Recently I was discussing the shelter at Outlandia with Malcolm Fraser, and the conundrum of huts in Scotland; wondering why there are so few progressive designs, why such a lack of wooden huts. When I asked Malcolm where he would place a hut now, if he was to build another, he suggested that they could belong not smack in the middle of scenic landscapes, but in such forgotten places as old quarries – somewhere that has a view, but where the hut is also an act of ‘site repair’, to adopt the American architect Christopher Alexander’s term.
A protestor in a tree-shelter proclaims his precarious daily dwelling as a means to protect an oak from felling, or prevent a road from despoiling a city park or a glen. A hut may, by its presence and the requirements of use, redeem – Malcolm approved the term – an abandoned site, encouraging our attention to wounded ecology.
For all these reasons, I see Kevin’s project as something more than bush-craft and the wattle and withy ‘nature’ school; his shelters go beyond the worthy into something more edgy.
Each shelter has its own carefully drawn-up plan. The build, and the night sleeping – dry, wet, cold, or warm – is a true test of that plan, threading the idea through the eye of circumstance. And, as Kevin reminds me, a day spent ripping branches and tying knots will leave your hands blistered and bloody; it’s not all fun.

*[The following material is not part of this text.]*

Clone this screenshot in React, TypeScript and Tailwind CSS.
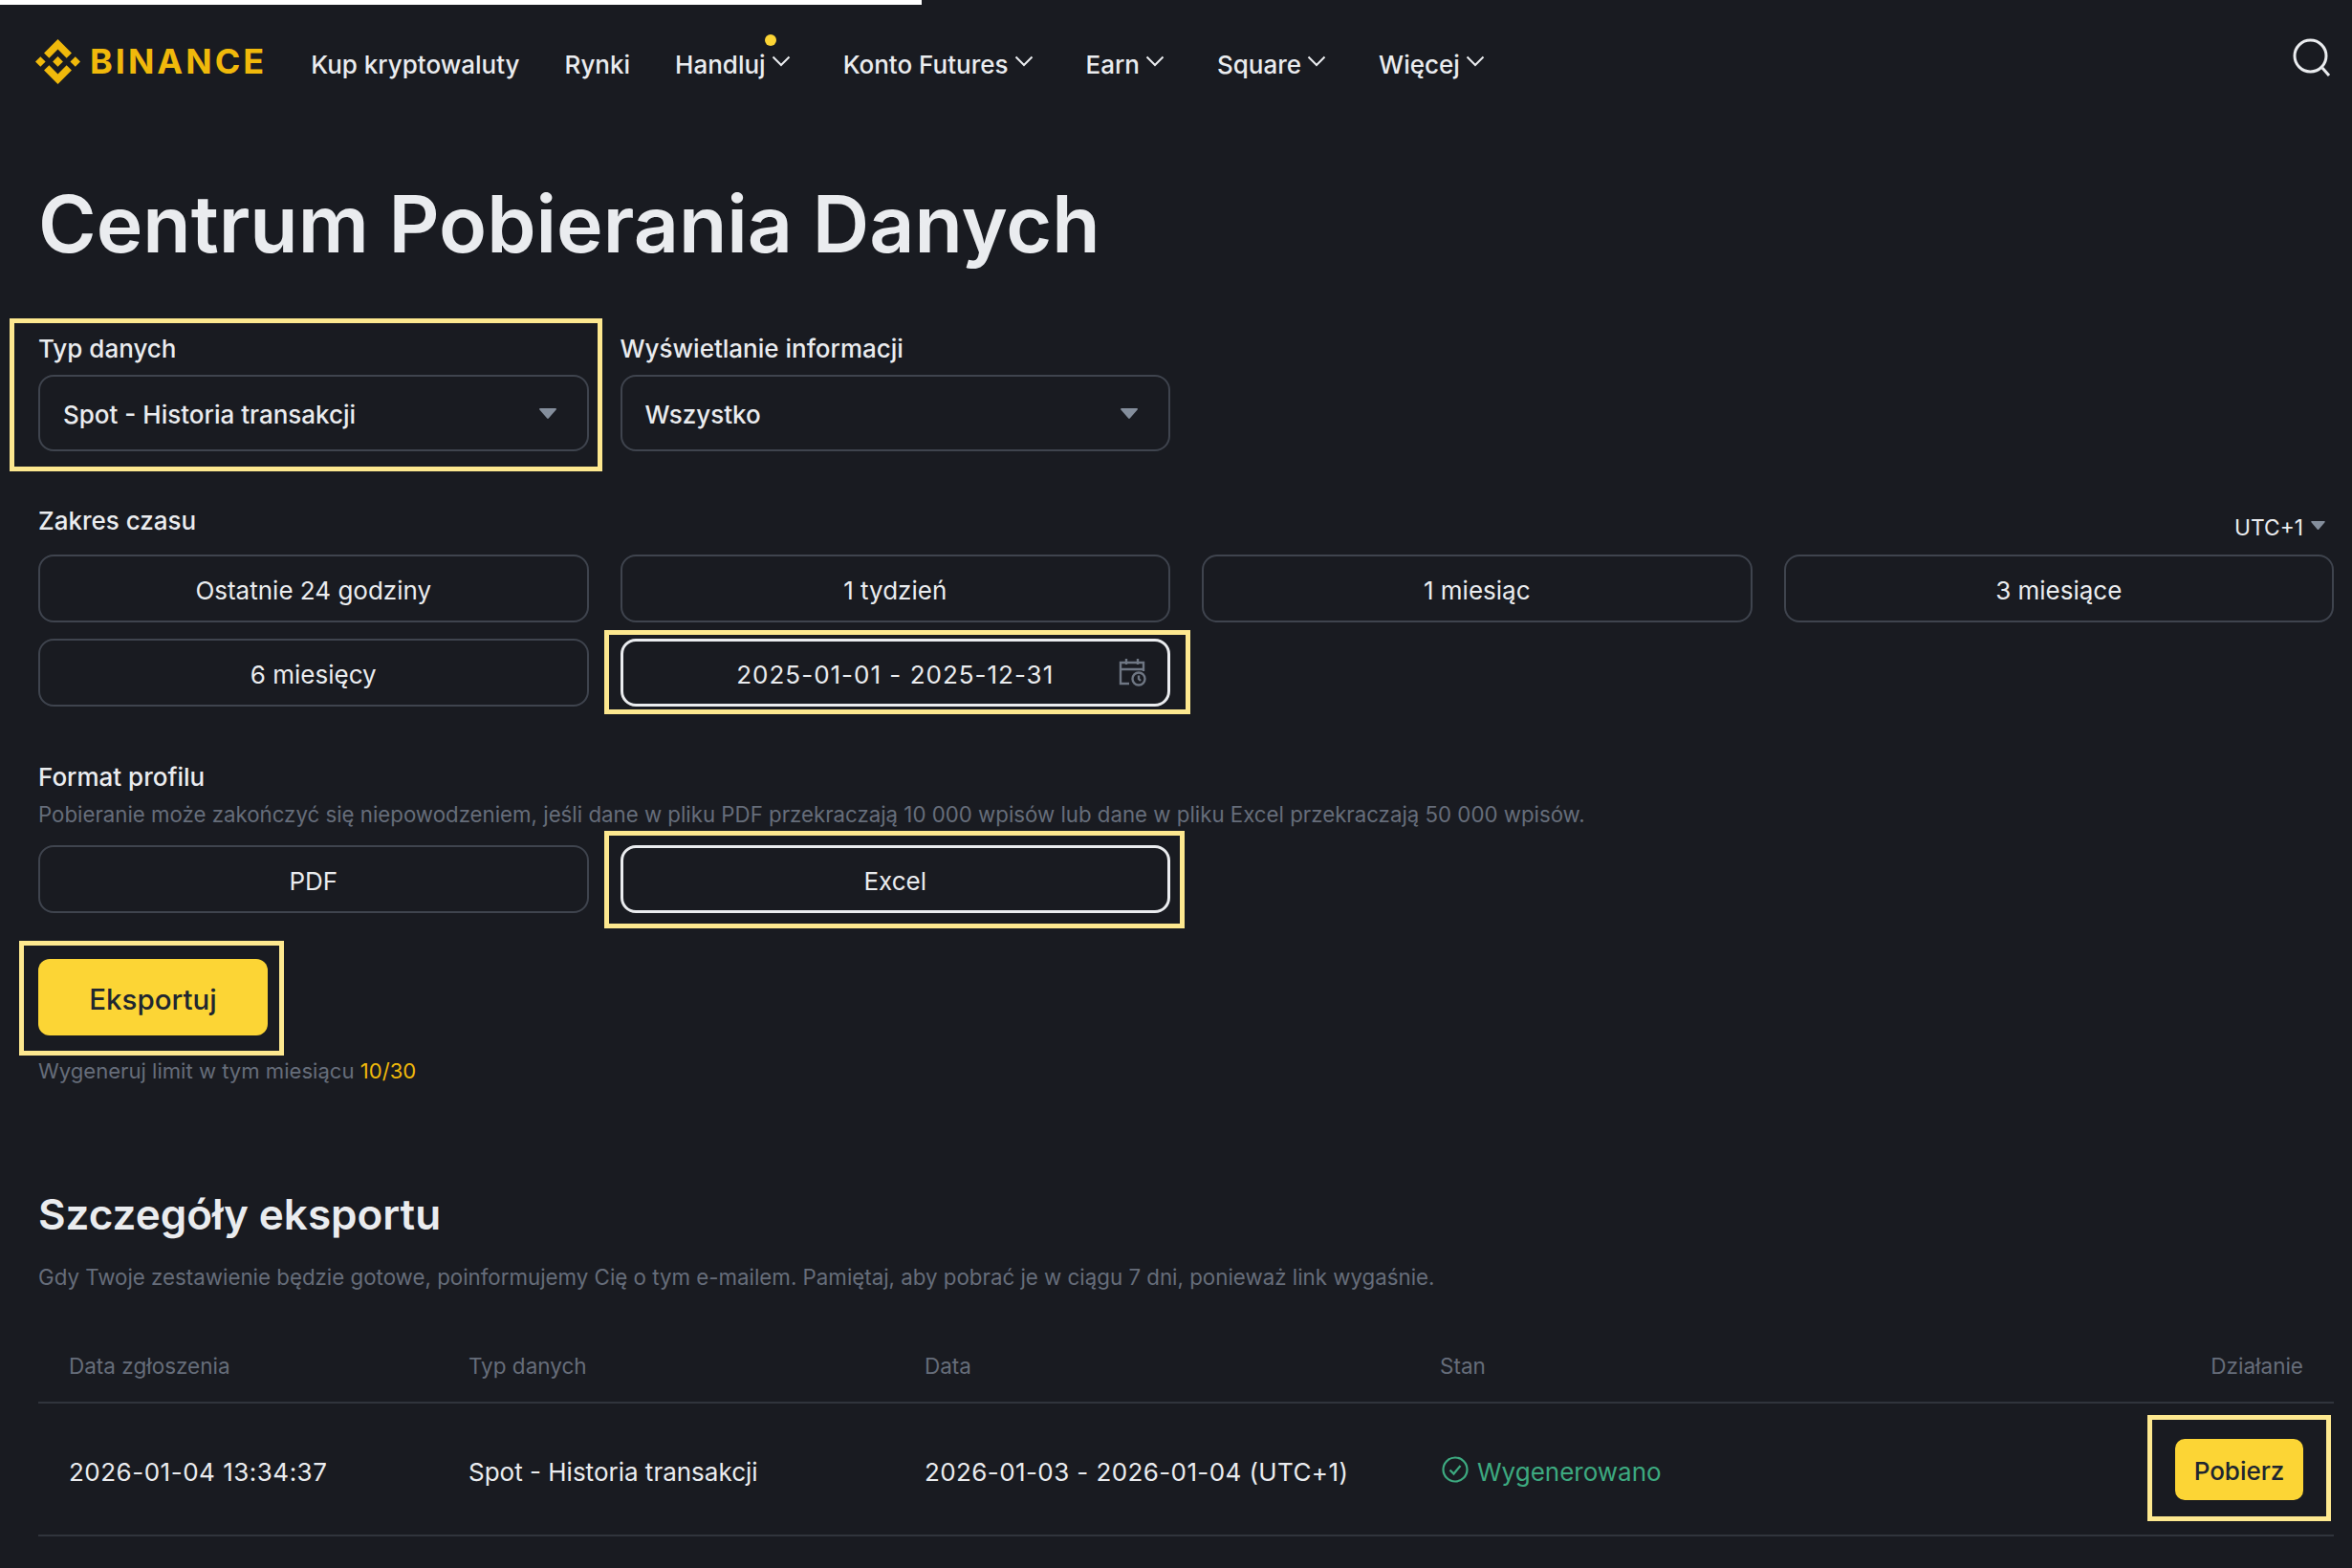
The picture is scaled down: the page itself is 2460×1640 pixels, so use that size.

Together we are working on a bower: a traditional term, familiar from folk-songs and antique scenes, that I wanted to understand by seeing how one might be made. The bower will be built in a wood in Derbyshire, using local materials.
To shed light on the culture of bowers and shelters, I invited the art historian Amy Todman to select a range of structures, made from many types of material, from paintings, embroideries, and engravings. Together we compared these to ‘Langan’s lodges’ – you can see the illustrated essay here – and it was illuminating, to me, the way his shelters make real all of the ways people have constructed private shelters in the wilds, away from the eyes of the powerful, or censorious.
Full of admiration for what Kevin achieves with simple materials, woven together in a day, The Bothy Project and I were keen to involve him in Bothan Shuibhne. We have invited him to present a demonstration, a chance for anyone who wishes to come along and watch him at work.
In this case the venue is far from the city. At Jupiter Artland the shelter will be set nearby Ian Hamilton Finlay’s Temple of Apollo. When I was in residence there Robert Wilson told me that he thinks of this little brow of hillside in the woods there as the ‘font’ of the landscape – the eye of its mind.
a window to walk away
a book to walk out
After that stay, when I walked the length of the wood each day, I composed a descrip-tion of this particular area for the road north.
on the font of the wood
IHF’s sun temple’s
that wild red youth,
forging a revolution
from the whole
framed in the round
by the cupola
that highlights azure
in the changeless
The plan that Kevin has drawn-up adapts the cruciform of the temple and cupola, and reverses its appearance, seeking the closure of a roof, a shelter made from what is to hand, with no gold, no cold stone, and no azure sky.
The measure of time is so entirely different to the temple, and yet they will still be twinned.
The site that I suggested to Kevin – and Diana, who is hosting the event – was at the very edge of the wood, beneath a shelf of rock, where windblown branches and coppicing is being dumped, among bracken, which I am sure Kevin will find a use for.
Kevin and I liked the idea of building where the rubbish was, and Richard, the gardener at Jupiter, admitted that he had always thought of this as the place he would build a den if he were 12.
Whether the shelter will remain, or be pulled down, we aren’t yet sure.